E o Velho Herói teve a oportunidade de conversar com o próprio justiceiro sulista. O cara é profissional da área de segurança, pai e ativista social. Ele nos explica um pouco sobre como decidiu ser um super herói da vida real, seus métodos de atuação e os resultados do movimento, além de dar um ou dois conselhos para quem quer ser um RLSH. Você acha que conseguiria? Então vamos lá.
Velho Herói: Qual seu peso, altura e idade? Imagino que você não possa dizer seu nome verdadeiro, certo?

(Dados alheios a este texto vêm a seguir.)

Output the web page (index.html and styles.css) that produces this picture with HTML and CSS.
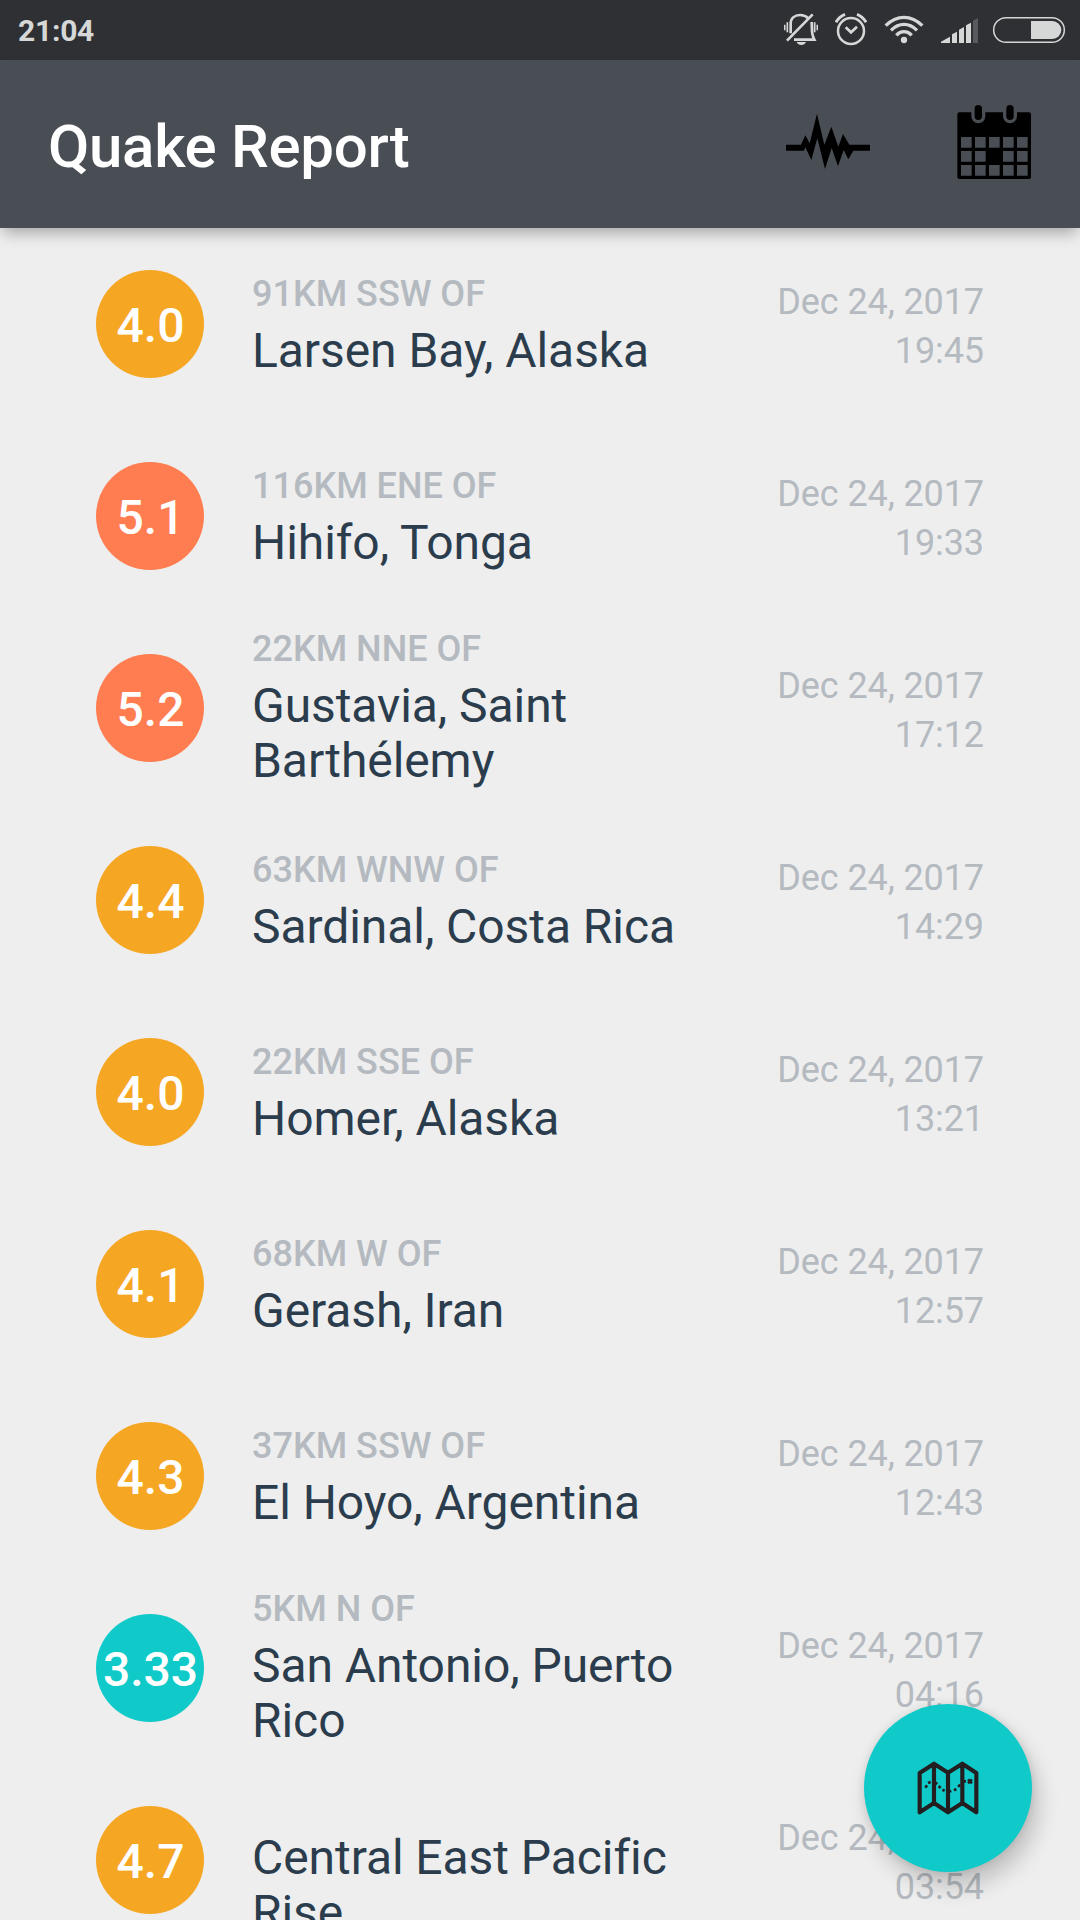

Não posso dizer para o publico, mas a policia e os organizadores dos eventos sabem quem sou eu. Tenho hoje 98 kg, 1,70 cm de altura, 43 anos. Quando eu comecei, pesava uns 130 kg. Comecei a malhar, fiz reeducação alimentar, emagreci e ganhei músculos. Mais pela saúde do que pelo projeto.
Velho Herói: Onde você atua?
Atuo na Redenção, em Cachoeirinha e Gravataí, em Porto Alegre. As pessoas só me avistam nos deslocamentos, onde escolho um lugar e fico ali, no escuro, só observando… como estou todo de preto, ninguém me vê.

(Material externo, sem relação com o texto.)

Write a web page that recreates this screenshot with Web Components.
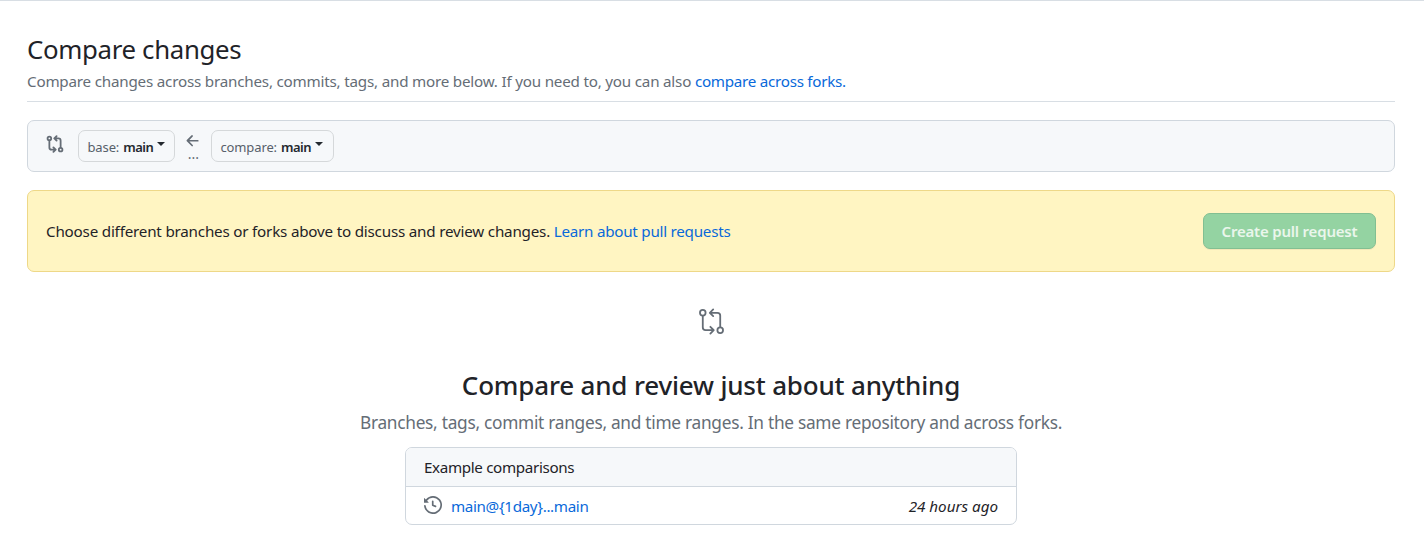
<!DOCTYPE html>
<html lang="en">
<head>
<meta charset="utf-8">
<title>Compare changes</title>
<style>
body{margin:0;background:#fff;color:#1f2328;font:15.2px/24px "Noto Sans","Open Sans",sans-serif}
</style>
</head>
<body>
<compare-page></compare-page>
<script>
const define=(name,css,html)=>customElements.define(name,class extends HTMLElement{
  constructor(){super();this.attachShadow({mode:"open"}).innerHTML="<style>*,:host{box-sizing:border-box}"+css+"</style>"+html}
});
const compareIcon=`<svg viewBox="0 0 24 24" fill="none" stroke="currentColor" stroke-width="1.6" stroke-linecap="round" stroke-linejoin="round"><circle cx="4.25" cy="4.25" r="2.5"/><circle cx="19.75" cy="19.75" r="2.5"/><path d="M4.25 7v10.2a2.5 2.5 0 0 0 2.5 2.5h6.5M11 16.7l3 3-3 3M19.75 17V6.75a2.5 2.5 0 0 0-2.5-2.5h-6.5M13.5 1.25l-3 3 3 3"/></svg>`;
const compareSmall=`<svg viewBox="0 0 16 16" fill="none" stroke="currentColor" stroke-width="1.6" stroke-linecap="round" stroke-linejoin="round"><circle cx="3" cy="3" r="1.6"/><circle cx="13" cy="13" r="1.6"/><path d="M3 5v6a2 2 0 0 0 2 2H8M6.6 11l2 2-2 2M13 11V5a2 2 0 0 0-2-2H8M9.4 1l-2 2 2 2"/></svg>`;
define("text-link",`:host{color:#0969da}`,`<slot></slot>`);
define("page-head",`:host{display:block;height:70px;border-bottom:1px solid #d8dee4}
h1{margin:0;font-size:25.8px;font-weight:400;line-height:36px;letter-spacing:-.33px}
p{margin:2px 0 0;color:#656d76;line-height:24px;letter-spacing:-.205px;white-space:nowrap}
::slotted(text-link){letter-spacing:-.27px}`,
`<h1><slot name="title"></slot></h1><p><slot></slot></p>`);
define("branch-select",`:host{display:flex;align-items:center;height:32px;padding:1px 0 0 8.5px;border:1px solid #d5d8da;border-radius:7px;background:#f6f8fa;font-size:13px;letter-spacing:-.13px;color:#57606a;white-space:nowrap}
b{font-weight:600;color:#24292f;margin-left:4px;letter-spacing:-.5px}
i{border:4.5px solid transparent;border-top-color:#24292f;border-bottom:0;margin:-6px 0 0 4px}`,
`<span><slot name="kind"></slot></span><b><slot></slot></b><i></i>`);
define("range-editor",`:host{display:flex;align-items:center;height:52px;margin-top:18px;padding:0 18px;border:1px solid #d0d7de;border-radius:7px;background:#f6f8fa;color:#656d76}
svg{width:18px;height:18px;display:block}
.cmp{margin:-4px 14px 0 0}
.arrow{width:18px;margin:0 9px;height:34px;display:flex;flex-direction:column;font-size:14px;line-height:14px;align-items:center}
.arrow svg{margin-top:3px}
.arrow span{margin:-3px 0 0 1px}
slot[name=base]::slotted(*){width:97px}
slot[name=head]::slotted(*){width:123px}`,
`<div class="cmp">${compareSmall}</div><slot name="base"></slot><div class="arrow"><svg viewBox="0 0 16 16" fill="currentColor"><path d="M7.78 12.53a.75.75 0 0 1-1.06 0L2.47 8.28a.75.75 0 0 1 0-1.06l4.25-4.25a.751.751 0 0 1 1.06 1.06L4.81 7h7.44a.75.75 0 0 1 0 1.5H4.81l2.97 2.97a.75.75 0 0 1 0 1.06Z"/></svg><span>...</span></div><slot name="head"></slot>`);
define("primary-button",`:host{display:flex;align-items:center;justify-content:center;width:173px;height:36px;border:1px solid #82bf92;border-radius:7px;background:#94d3a2;color:#eaf6ec;font-size:15px;font-weight:600;letter-spacing:-.2px;box-shadow:0 1px 0 rgba(31,35,40,.06);white-space:nowrap}`,`<slot></slot>`);
define("flash-notice",`:host{display:flex;align-items:center;justify-content:space-between;height:82px;margin-top:18px;padding:0 18px;border:1px solid #eed888;border-radius:7px;background:#fff5c2;letter-spacing:-.2px}
slot:not([name])::slotted(text-link){letter-spacing:-.25px}`,
`<span><slot></slot></span><slot name="action"></slot>`);
define("comparison-list",`:host{display:block;width:612px;height:78px;margin:0 auto;border:1px solid #d0d7de;border-radius:7px;overflow:hidden;text-align:left;letter-spacing:-.35px}
header,div{display:flex;align-items:center;padding:0 18px}
header{height:39px;background:#f6f8fa;border-bottom:1px solid #d0d7de}
div{height:38px}
svg{width:18px;height:18px;margin:-3px 9px 0 0;color:#656d76}
em{margin-left:auto;letter-spacing:0}`,
`<header><slot name="title"></slot></header><div><svg viewBox="0 0 16 16" fill="currentColor"><path d="m.427 1.927 1.215 1.215a8.002 8.002 0 1 1-1.6 5.685.75.75 0 1 1 1.493-.154 6.5 6.5 0 1 0 1.18-4.458l1.358 1.358A.25.25 0 0 1 3.896 6H.25A.25.25 0 0 1 0 5.75V2.104a.25.25 0 0 1 .427-.177ZM7.75 4a.75.75 0 0 1 .75.75v2.992l2.028.812a.75.75 0 0 1-.557 1.392l-2.5-1A.751.751 0 0 1 7 8.25v-3.5A.75.75 0 0 1 7.75 4Z"/></svg><slot name="range"></slot><em><slot name="age"></slot></em></div>`);
define("blank-slate",`:host{display:block;padding-top:36px;text-align:center}
svg{display:block;width:27px;height:27px;margin:0 auto;color:#656d76}
h3{margin:32px 0 0;font-size:26px;font-weight:500;line-height:36px;letter-spacing:-.18px}
p{margin:6px 0 11px;font-size:17.3px;line-height:27px;letter-spacing:-.28px;color:#656d76;white-space:nowrap}`,
`${compareIcon}<h3><slot name="title"></slot></h3><p><slot></slot></p><slot name="list"></slot>`);
define("compare-page",`:host{display:block;height:558px;border-top:1px solid #d8dee4;padding:30px 29px 0 27px;overflow:hidden}
page-head{height:71px}`,
`<page-head><span slot="title">Compare changes</span>Compare changes across branches, commits, tags, and more below. If you need to, you can also <text-link>compare across forks.</text-link></page-head>
<range-editor><branch-select slot="base"><span slot="kind">base:</span>main</branch-select><branch-select slot="head"><span slot="kind">compare:</span>main</branch-select></range-editor>
<flash-notice>Choose different branches or forks above to discuss and review changes. <text-link>Learn about pull requests</text-link><primary-button slot="action">Create pull request</primary-button></flash-notice>
<blank-slate><span slot="title">Compare and review just about anything</span>Branches, tags, commit ranges, and time ranges. In the same repository and across forks.
<comparison-list slot="list"><span slot="title">Example comparisons</span><text-link slot="range">main@{1day}...main</text-link><span slot="age">24 hours ago</span></comparison-list></blank-slate>`);
</script>
</body>
</html>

Velho Herói: E como tudo começou? Você teve inspiração em algum quadrinho ou foi direto no movimentos dos RLSHs?
Estou envolvido com causas sociais desde jovem. Tomei conhecimento do movimento RLSH pelo portal Omelete, que fez uma matéria sobre o projeto de Peter Tungen, fotógrafo de vários filmes de heróis, e achei que seria bem interessante para passar bons valores para as crianças e adolescentes. Principalmente aos fãs de HQs e filmes de heróis.
Velho Herói: Conhecemos o movimento dos RLSH, mas você poderia descrevê-lo em suas palavras? Acho que muita gente ainda pensa num monte de caras que se vestem de roupas coloridas e saem por aí. Claro que não se trata disso, não é?
Eu resumiria da seguinte maneira: ação social com fantasias. Nessa mesma definição ponho os Doutores da Alegria, só que o raio de ação RLSH é mais amplo. Algumas pessoas acham que ser RLSH é vestir uma fantasia e bancar uma de herói de quadrinhos, sair procurando confusão, mas isso não é verdade. Ser um RLSH é estar disponível e pronto para ajudar quem precise.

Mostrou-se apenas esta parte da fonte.